Is a wedding day a fairy-tale or the start of a nightmare? How does culture and religion affect “one of the most important events in our life”? As marriage is a turning point in a person’s life we here are building contrasts between the perception and the actual reality/meaning. Based on different religious and cultural experiences we can define marriage as an arrangement foreseen by the groom’s family or an equal share of responsibilities in a community created by two partners. Is marriage being used as a cover for the deeply rooted flaws of today’s societies? Marriage at its essence was created to secure the possession of a women and the continuity of the offspring.

The shocking news – western influence is taking over tradition of centuries in South Eastern Europe weddings are presented as a day full happiness and it comes at times that the most important day in the life of a couple, shading over the actual motives of the arrangement. Here is why:

In Macedonia// common practice is on the wedding day the groom goes to the brides house and takes her from there. In order for the groom to see the bride he has to pay for his entrance in her room. The tradition has stuck around for a while now but the essence of it is that the man is coming to save the bride and take her to a safe shelter most popular as their mutual home, owned by the groom.

In Hungary// there is a similar tradition // groom goes to the bride’s house to take her out of there. This is one of the traditions that is fading because women in general don’t get married at a young age anymore. One of the reasons besides the evolution of the society are the expenses for a wedding. Nowadays youngsters think that instead of spending their money pleasing over 200 guests they could invest in houses cars business or even starting a family. Planning a family comes first and then a wedding follows instead of actually being pregnant or an arranged marriage in advance.

Still traditional and religious, Romania overall is at the split between keeping the traditions up to date and westernizing the event itself; while the Northern Romania is still very traditional, where all participants must wear traditional costumes only, keep all the old customs and party for 3 nights, on the South part of it things are shifting.

What started centuries ago as an event of the local community (in small towns in rural areas) where families and friends would congratulate the new couple, it turned out now as a money machine or loan institute. The parents of the couple would arrange the event.
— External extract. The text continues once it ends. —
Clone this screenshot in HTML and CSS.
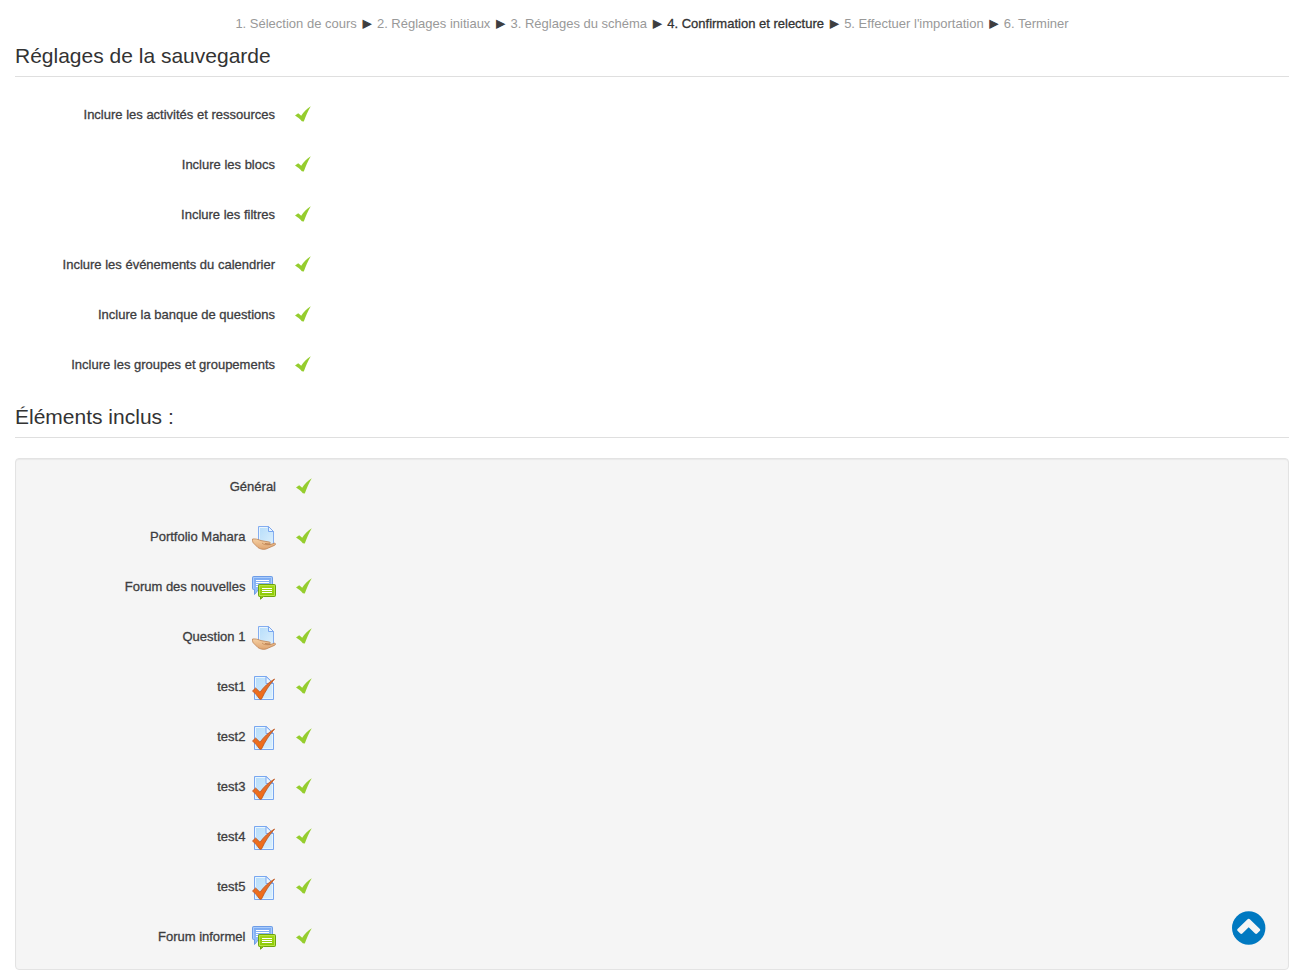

They invite all their old connections and people they went to a wedding in the past, even if they have not kept in touch in years – just because they owe them the favour and the envelope with money; moreover, since the parents have more to say on how the event should be organized, it happens that they must obey old customs they don’t understand or want to follow.
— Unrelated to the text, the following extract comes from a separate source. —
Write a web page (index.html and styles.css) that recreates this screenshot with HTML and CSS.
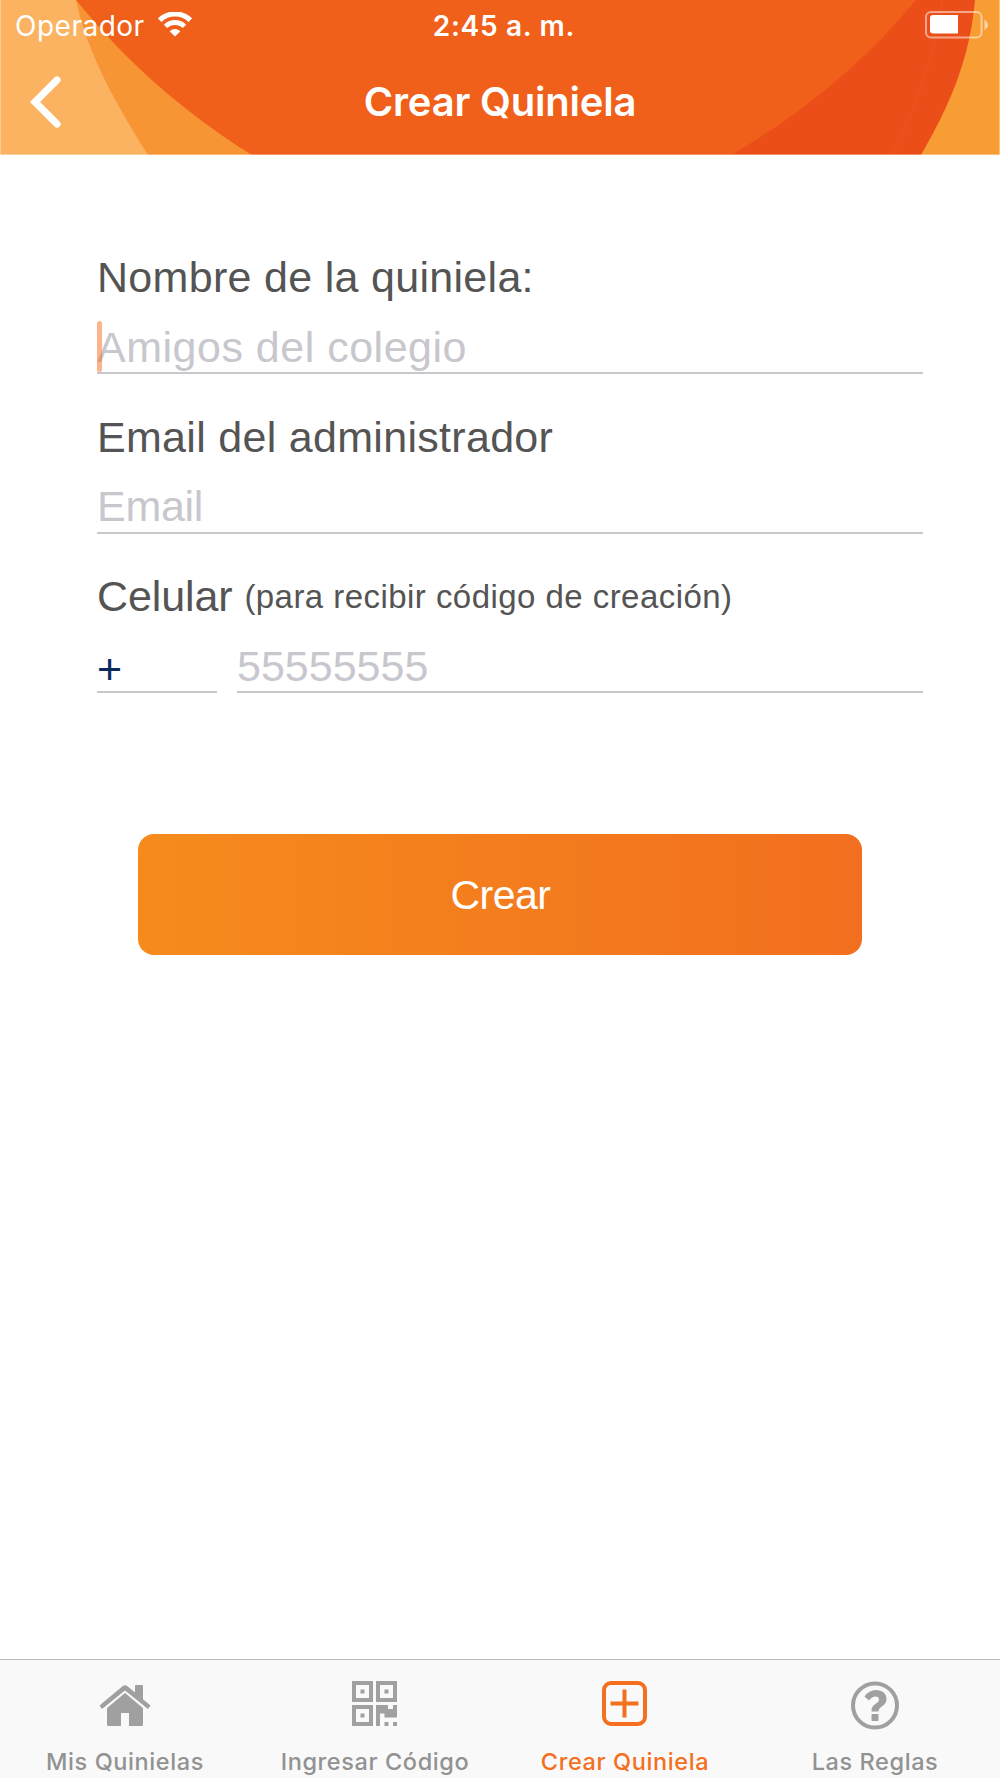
FILE: index.html
```html
<!DOCTYPE html>
<html lang="es">
<head>
    <meta charset="UTF-8">
    <meta name="viewport" content="width=device-width, initial-scale=1.0">
    <title>Crear Quiniela</title>
    <link rel="stylesheet" href="styles.css">
</head>
<body>
    <header>
        <svg class="header-bg" viewBox="0 0 1000 155" preserveAspectRatio="none">
            <rect width="1000" height="155" fill="#f0601a"/>
            <path d="M0 0H76C115 48 170 104 252 155H0Z" fill="#f79433"/>
            <path d="M0 0H76C88 55 116 104 148 155H0Z" fill="#fbb362"/>
            <path d="M916 0C866 60 808 110 731 155H1000V0Z" fill="#eb4e19"/>
            <path d="M942 0C935 55 918 105 891 155" fill="none" stroke="#ed5620" stroke-width="1"/>
            <path d="M975 0C970 55 953 100 921 155H1000V0Z" fill="#f79d33"/>
            <path d="M0 154.500H1000M.5 0V155M999.500 0V155" stroke="#fff" stroke-opacity=".35"/>
        </svg>
        <div class="status-bar">
            <div class="carrier">
                <span>Operador</span>
                <svg width="34" height="25" viewBox="0 0 34 25" fill="none" stroke="#fff">
                    <path d="M1.700 8.200A22 22 0 0 1 32.300 8.200" stroke-width="5.200"/>
                    <path d="M7.500 14.400A13.500 13.500 0 0 1 26.500 14.400" stroke-width="4.800"/>
                    <path d="M17 24.500L11.600 19.300Q17 14.800 22.400 19.300Z" fill="#fff" stroke="none"/>
                </svg>
            </div>
            <span class="time">2:45 a. m.</span>
            <svg class="battery" width="64" height="28" viewBox="0 0 64 28">
                <rect x="1" y="1" width="55.500" height="25.500" rx="5" fill="none" stroke="#fff" stroke-opacity=".5" stroke-width="2"/>
                <path d="M59.500 8.500Q63 11 63 14T59.500 19Z" fill="#fff" fill-opacity=".55"/>
                <path d="M8 4H33V22.500H8Q5 22.500 5 19.500V7Q5 4 8 4Z" fill="#fff"/>
            </svg>
        </div>
        <div class="nav-bar">
            <svg class="back" width="32" height="52" viewBox="0 0 32 52">
                <path d="M27 4L5 26L27 48" fill="none" stroke="#fff" stroke-width="7.200" stroke-linecap="round"/>
            </svg>
            <h1>Crear Quiniela</h1>
        </div>
    </header>

    <main>
        <div class="field">
            <label for="nombre">Nombre de la quiniela:</label>
            <div class="input-wrap">
                <input type="text" id="nombre" placeholder="Amigos del colegio">
                <span class="caret"></span>
            </div>
        </div>
        <div class="field">
            <label for="email">Email del administrador</label>
            <input type="email" id="email" placeholder="Email">
        </div>
        <div class="field">
            <label for="celular" class="label-phone">Celular <small>(para recibir código de creación)</small></label>
            <div class="phone">
                <input type="text" class="prefix" value="+">
                <input type="tel" id="celular" placeholder="55555555">
            </div>
        </div>
        <button class="submit">Crear</button>
    </main>

    <nav class="tabs">
        <a class="tab">
            <svg width="52" height="50" viewBox="0 0 52 50" fill="#a0a0a0">
                <path d="M.5 24.500L23.500 5.300Q26 3.300 28.500 5.300L36 11.500V5Q36 4 37 4H43Q44 4 44 5V18.200L51.500 24.500L49 28L26 9.500L3 28Z"/>
                <path d="M26 12L44 27V43.500Q44 45 42.500 45H30V32H22V45H9.500Q8 45 8 43.500V27Z"/>
            </svg>
            <span>Mis Quinielas</span>
        </a>
        <a class="tab">
            <svg width="46" height="50" viewBox="0 0 46 50" fill="#a0a0a0">
                <path fill-rule="evenodd" d="M0 0H21V21H0ZM4 4V17H17V4ZM24 0H45V21H24ZM28 4V17H41V4ZM0 24H21V45H0ZM4 28V41H17V28Z"/>
                <path d="M8.500 8.500H12.500V12.500H8.500ZM32.500 8.500H36.500V12.500H32.500ZM8.500 32.500H12.500V36.500H8.500Z"/>
                <path d="M24 24H36V28H41V24H45V36.500H32.500V32.500H28V45H24ZM32.500 41H36.500V45H32.500ZM41 41H45V45H41Z"/>
            </svg>
            <span>Ingresar Código</span>
        </a>
        <a class="tab active">
            <svg width="46" height="50" viewBox="0 0 46 50" fill="none" stroke="#f4701f" stroke-width="4">
                <rect x="2" y="2" width="41" height="41" rx="7"/>
                <path d="M8.500 22.500H36.500M22.500 8.500V36.500" stroke-linecap="butt"/>
            </svg>
            <span>Crear Quiniela</span>
        </a>
        <a class="tab">
            <svg width="48" height="50" viewBox="0 0 48 50">
                <circle cx="24" cy="24.500" r="22" fill="none" stroke="#a0a0a0" stroke-width="4"/>
                <path d="M13.500 15.500Q18 9 25 9C31.500 9 35.500 12.500 35.500 18C35.500 25.500 27.500 25 27.500 30.500H20.500C20 22.500 28 23 28 18.500C28 14.500 21.500 14.500 18 19.500Z" fill="#a0a0a0"/>
                <rect x="20.500" y="33" width="7" height="7" rx=".8" fill="#a0a0a0"/>
            </svg>
            <span>Las Reglas</span>
        </a>
    </nav>
</body>
</html>
```
FILE: styles.css
```css
* {
    box-sizing: border-box;
}
body {
    font-family: 'Liberation Sans', Arial, sans-serif;
    margin: 0;
    min-height: 1778px;
    display: flex;
    flex-direction: column;
    background-color: #fff;
    color: #545454;
}
header {
    position: relative;
    height: 155px;
    color: #fff;
    font-family: Inter, sans-serif;
}
.header-bg {
    position: absolute;
    top: 0;
    left: 0;
    width: 100%;
    height: 100%;
}
.status-bar {
    position: relative;
    display: grid;
    grid-template-columns: 1fr auto 1fr;
    align-items: center;
    height: 50px;
    padding: 1px 11px 0 15px;
    font-size: 28px;
}
.carrier {
    display: flex;
    align-items: center;
    gap: 13px;
    letter-spacing: 0.5px;
}
.carrier svg {
    margin-bottom: 2px;
}
.time {
    font-weight: 600;
    letter-spacing: 0.7px;
    margin-left: 4px;
}
.battery {
    justify-self: end;
    margin-bottom: 1px;
}
.nav-bar {
    position: relative;
    display: grid;
    grid-template-columns: 32px 1fr 32px;
    align-items: center;
    height: 104px;
    padding: 0 30px;
}
h1 {
    margin: 0;
    font-size: 40px;
    font-weight: 600;
    line-height: 48px;
    letter-spacing: -0.2px;
    text-align: center;
}
main {
    flex: 1;
    padding: 97px 77px 0 97px;
}
.field {
    margin-bottom: 37.5px;
}
label {
    display: block;
    font-size: 43px;
    line-height: 50px;
    letter-spacing: 0.3px;
    white-space: nowrap;
}
.label-phone {
    letter-spacing: -0.1px;
}
label small {
    font-size: 33px;
    line-height: 40px;
    letter-spacing: 0.45px;
    vertical-align: 3px;
}
.input-wrap {
    position: relative;
}
input {
    display: block;
    width: 100%;
    height: 72px;
    padding: 20px 0 0;
    border: none;
    border-bottom: 2px solid #c7c7cc;
    border-radius: 0;
    background: none;
    font-family: inherit;
    font-size: 43px;
    line-height: 50px;
    color: #0b2a5b;
    outline: none;
}
input::placeholder {
    color: #c7c7cd;
    opacity: 1;
}
#nombre {
    letter-spacing: 0.5px;
}
#email {
    letter-spacing: -0.3px;
}
.caret {
    position: absolute;
    left: 0;
    top: 19px;
    width: 5px;
    height: 51px;
    border-radius: 3px;
    background-color: rgba(246, 120, 50, 0.55);
}
.phone {
    display: grid;
    grid-template-columns: 120px 1fr;
    gap: 20px;
}
.phone .prefix {
    padding-top: 27px;
}
.submit {
    display: block;
    width: 724px;
    height: 121px;
    margin: 141px 0 0 41px;
    padding: 1px 0 0 1px;
    border: none;
    border-radius: 16px;
    background: linear-gradient(to right, #f68b1c, #f26f1f);
    color: #fff;
    font-family: inherit;
    font-size: 41px;
    letter-spacing: -0.5px;
}
.tabs {
    display: grid;
    grid-template-columns: repeat(4, 1fr);
    height: 119px;
    border-top: 1px solid #bdbdbd;
    background-color: #f9f9f9;
}
.tab {
    display: flex;
    flex-direction: column;
    align-items: center;
    padding-top: 21px;
    color: #929292;
    font-family: Inter, sans-serif;
    font-size: 23.5px;
    font-weight: 500;
    letter-spacing: 0.6px;
}
.tab span {
    margin-top: 17px;
    line-height: 28px;
    white-space: nowrap;
}
.tab.active {
    color: #f4701f;
}
```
Lastly, the tradition goes that the mother of the bride educates her to look for a man who is rich enough so that she can be a “stay at home wife”. Though things are shifting nowadays, still there is hard to fight traditions coming out of religious and cultural roots.


Even though most of the traditional wedding customs are lost in time or westernized with the influence of internet, films and social media in general, it is important to address that certain practices and customs that are still part of traditional weddings in the north part of Cyprus have roots from Anatolian nomadic minorities and their process of Islamising their paganistic rituals. One good example to this would be the traditional ‘testi oyunu’. ‘Testi’ meaning vessel or amphora in Cypriot is originally used to store wine, however during weddings it is filled with coins and candies and mostly decorated with embroidery, red ribbons and sometimes-blue beads with the eye symbol to protect it from the evil eye. During the wedding it is traditionally being passed around by young eligible women who want to present themselves and their skills to the bachelors in the wedding by performing intricate set of dance steps in a circle. Once everyone passes around the amphora it is brides turn to dance with it until she throws it to the ground the break it open. The candy and the coins are for children attending to the wedding, and the more there is the more good luck it brings to the newlyweds. Amphora has an importance in the culture as it symbolizes prosperity and fertility; the breaking of it is a symbolic gesture of the bride transitioning from being a girl (as in virgin) into womanhood. Although the meaning behind this ritual is lost, it is still one of the most popular customs practiced in traditional weddings in north part of Cyprus.

These customs however are not limited to the Western mentality and extend to practices, which are in a significant violation of women’s rights where the symbolisms of oppression are not subliminal in nature. Pakistan for instance, faces a predominant issue with the interrelatedness of religion and culture where marriages are inherently influenced. Every year, several girls are placed under the pressures of family, religion and culture to engage in marital commitments without any direct say or consent. This nevertheless, is only the surface of the problem which spreads into issues like child brides, transferring of money, settlement of debts or exchange of daughters (“Vani Swara” or “Watta Satta”) sanctioned by a “Jirga” or “Panchayat” (council of elders from the community). It is estimated that 21% of girls in Pakistan are married before the age of 18 (UNFPA, Study Report: Child Marriage in Pakistan, 2007). The result of these traumatic experiences has led to many tragic cases such as that of 21-year-old Aasia Bibi who told the Associated Press, “I repeatedly asked my parents not to marry me against my will as my religion, Islam, also allows me to choose the man of my choice for marriage but my parents rejected all of my pleas and they married me to a relative,” after her attempt to escape her forced marriage led to her accidentally killing 17 members of the family who drank the poisoned milk which was initially only prepared for her husband to take. Stories like these make one wonder how many of these marriages are actually benefitting the society and furthermore, the women who are trapped in such arrangements.